Я понадеялся, что это его успокоит, однако его лицо оставалось напряженным.
— Когда сделаем новую попытку?
— Когда врачи уменьшат дозу. По словам Фионы, долго ждать не придется. Заглянем к ней завтра.
— Наверное, она еще не скоро сможет разговаривать. Ты же видел — она практически потеряла сознание.
— Ей лучше, чем она пытается представить, — сказал я. — В конце она быстро угасла, верно, но до того… Да, ей больно, да, ее сознание замутнено, но она уже совсем не та, что день назад.
— Мне показалось, что ей хреново, — проговорил Ричи, шагая к машине.
— Стой. Давай подождем минут пять. — Ему — да и мне тоже — нужно было глотнуть свежего воздуха. Я слишком устал, чтобы вести машину и разговаривать одновременно.
Я направился к стене, на которой мы сидели в перерыве между вскрытиями, — казалось, это произошло десять лет назад. Иллюзия лета не продлилась: солнечные лучи были слабыми, дрожащими, и холодный воздух прорезал пальто насквозь. Ричи сидел рядом со мной, дергая застежку «молнии».

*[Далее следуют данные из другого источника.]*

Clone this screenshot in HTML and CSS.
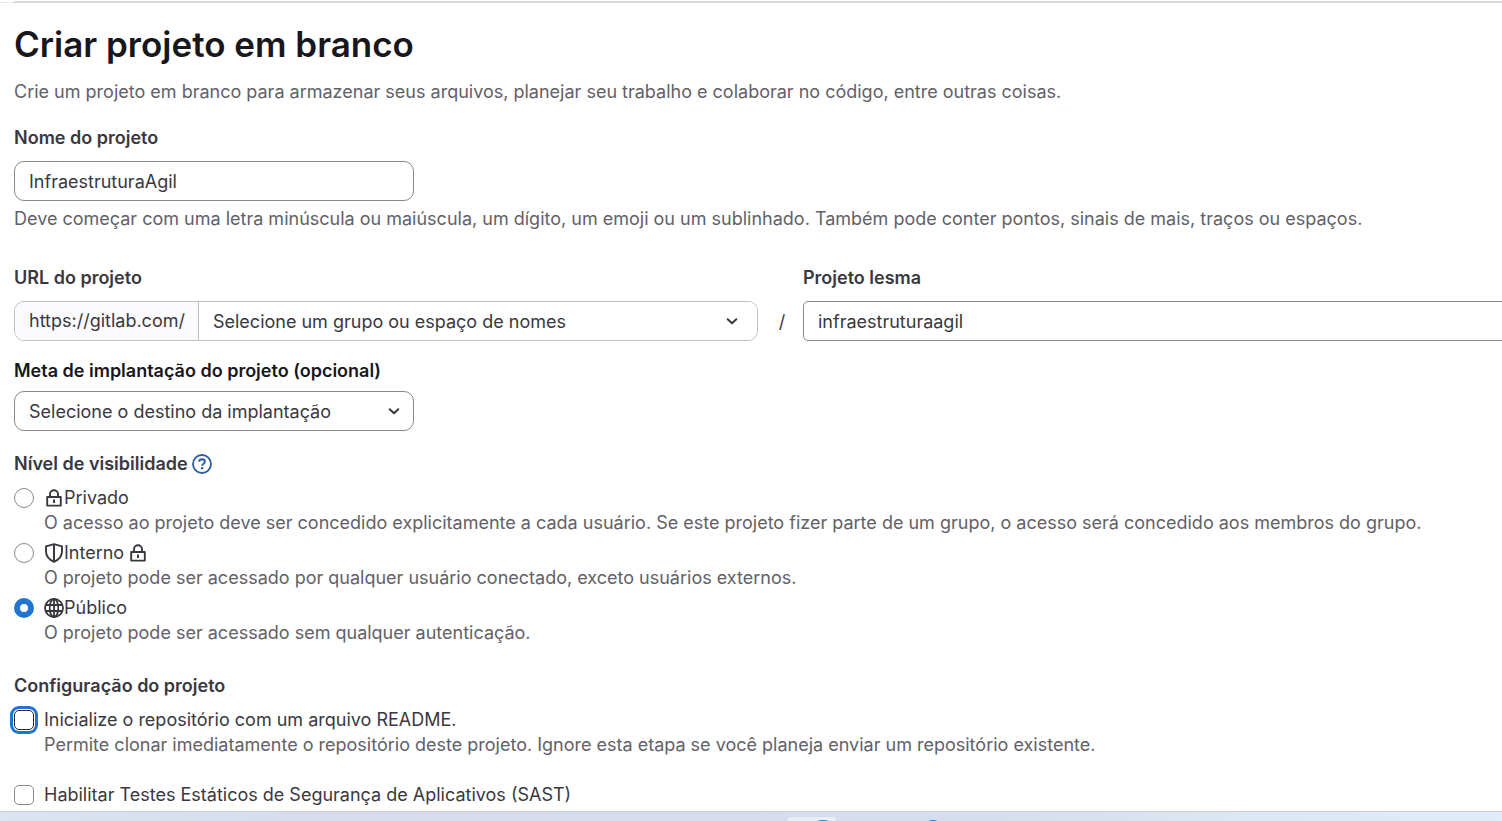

— Она что-то скрывает, — сказал я.
— Возможно. Однако из-за лекарств сложно понять.
— Я уверен. Дженни слишком усердно пытается представить дело так, что до вечера понедельника все было идеально: кто-то проник в дом — мелочь, зверь на чердаке — мелочь, все супер. Она болтала так, словно мы с ней встретились за чашечкой кофе.
— Некоторые люди так и живут. У них все и всегда замечательно. Даже если дела плохи, ты никогда в этом не признаешься, а стискиваешь зубы и говоришь, что все прекрасно, и надеешься, что так оно и будет.

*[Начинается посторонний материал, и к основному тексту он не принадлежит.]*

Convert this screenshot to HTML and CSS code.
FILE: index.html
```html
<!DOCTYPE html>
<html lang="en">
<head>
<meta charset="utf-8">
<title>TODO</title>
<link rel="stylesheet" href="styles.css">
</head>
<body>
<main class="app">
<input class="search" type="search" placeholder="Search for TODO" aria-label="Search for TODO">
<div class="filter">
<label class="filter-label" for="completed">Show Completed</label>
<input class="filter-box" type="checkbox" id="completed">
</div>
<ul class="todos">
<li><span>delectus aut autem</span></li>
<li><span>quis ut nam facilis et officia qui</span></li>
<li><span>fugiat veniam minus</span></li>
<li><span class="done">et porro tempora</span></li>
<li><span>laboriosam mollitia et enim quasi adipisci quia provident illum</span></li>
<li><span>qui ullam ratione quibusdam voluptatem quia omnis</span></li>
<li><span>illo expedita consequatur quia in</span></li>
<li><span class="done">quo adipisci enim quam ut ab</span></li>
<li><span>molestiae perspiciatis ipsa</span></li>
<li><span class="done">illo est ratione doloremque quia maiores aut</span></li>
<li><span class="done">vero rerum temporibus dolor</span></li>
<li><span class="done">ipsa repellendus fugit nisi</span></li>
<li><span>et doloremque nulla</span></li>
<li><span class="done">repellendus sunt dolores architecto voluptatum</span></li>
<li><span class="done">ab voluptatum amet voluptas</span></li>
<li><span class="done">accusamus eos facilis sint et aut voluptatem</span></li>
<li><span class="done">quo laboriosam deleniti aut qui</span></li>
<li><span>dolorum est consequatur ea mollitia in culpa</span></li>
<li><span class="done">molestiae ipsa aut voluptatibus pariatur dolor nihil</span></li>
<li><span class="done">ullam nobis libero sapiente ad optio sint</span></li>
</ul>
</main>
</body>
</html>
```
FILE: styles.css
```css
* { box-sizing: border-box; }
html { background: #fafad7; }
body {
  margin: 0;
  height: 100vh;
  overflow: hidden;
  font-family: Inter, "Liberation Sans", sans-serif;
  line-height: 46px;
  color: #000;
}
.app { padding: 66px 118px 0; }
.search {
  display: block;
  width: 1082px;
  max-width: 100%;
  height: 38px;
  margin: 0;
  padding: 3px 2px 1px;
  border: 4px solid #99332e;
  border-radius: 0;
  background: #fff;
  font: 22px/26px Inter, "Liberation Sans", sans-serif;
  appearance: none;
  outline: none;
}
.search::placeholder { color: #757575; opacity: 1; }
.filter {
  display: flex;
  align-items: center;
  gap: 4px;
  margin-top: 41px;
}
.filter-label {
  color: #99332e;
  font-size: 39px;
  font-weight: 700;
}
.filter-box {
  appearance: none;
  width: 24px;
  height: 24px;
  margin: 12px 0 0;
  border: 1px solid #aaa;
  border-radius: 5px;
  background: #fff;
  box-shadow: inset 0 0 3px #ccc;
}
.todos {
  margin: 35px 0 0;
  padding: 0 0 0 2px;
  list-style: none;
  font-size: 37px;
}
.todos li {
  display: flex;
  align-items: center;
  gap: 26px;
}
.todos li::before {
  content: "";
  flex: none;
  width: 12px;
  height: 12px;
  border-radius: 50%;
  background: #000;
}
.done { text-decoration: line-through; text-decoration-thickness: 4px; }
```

Он смотрел мне прямо в глаза. Я не смог сдержать хмурую усмешку:
— Верно, старые привычки не умирают. И ты прав — это похоже на Дженни. Но, казалось бы, в такой ситуации она должна выложить все как на духу. Разве что у нее есть чертовски веская причина этого не делать.
— Очевидный ответ — она помнит, что произошло в понедельник вечером, — предположил Ричи после секундной паузы. — И если это так, все указывает на Пэта. Ради мужа она стала бы молчать. Ради человека, которого много лет не видела, — ни за что.
— Тогда почему она отмахивается от разговоров про взломщика? Если она в самом деле не боялась, то почему? Любая другая женщина, заподозрив, что кто-то проник в дом, где живут она и ее дети, непременно что-нибудь предприняла бы. Она не стала бы действовать только в одном случае — если бы знала, кто именно забирается в дом.
Ричи откусил заусенец и обдумал мои слова, щурясь на тусклое солнце. На щеках его уже заиграл слабый румянец, однако спина по-прежнему была напряжена.
— Тогда почему она вообще рассказала об этом Фионе?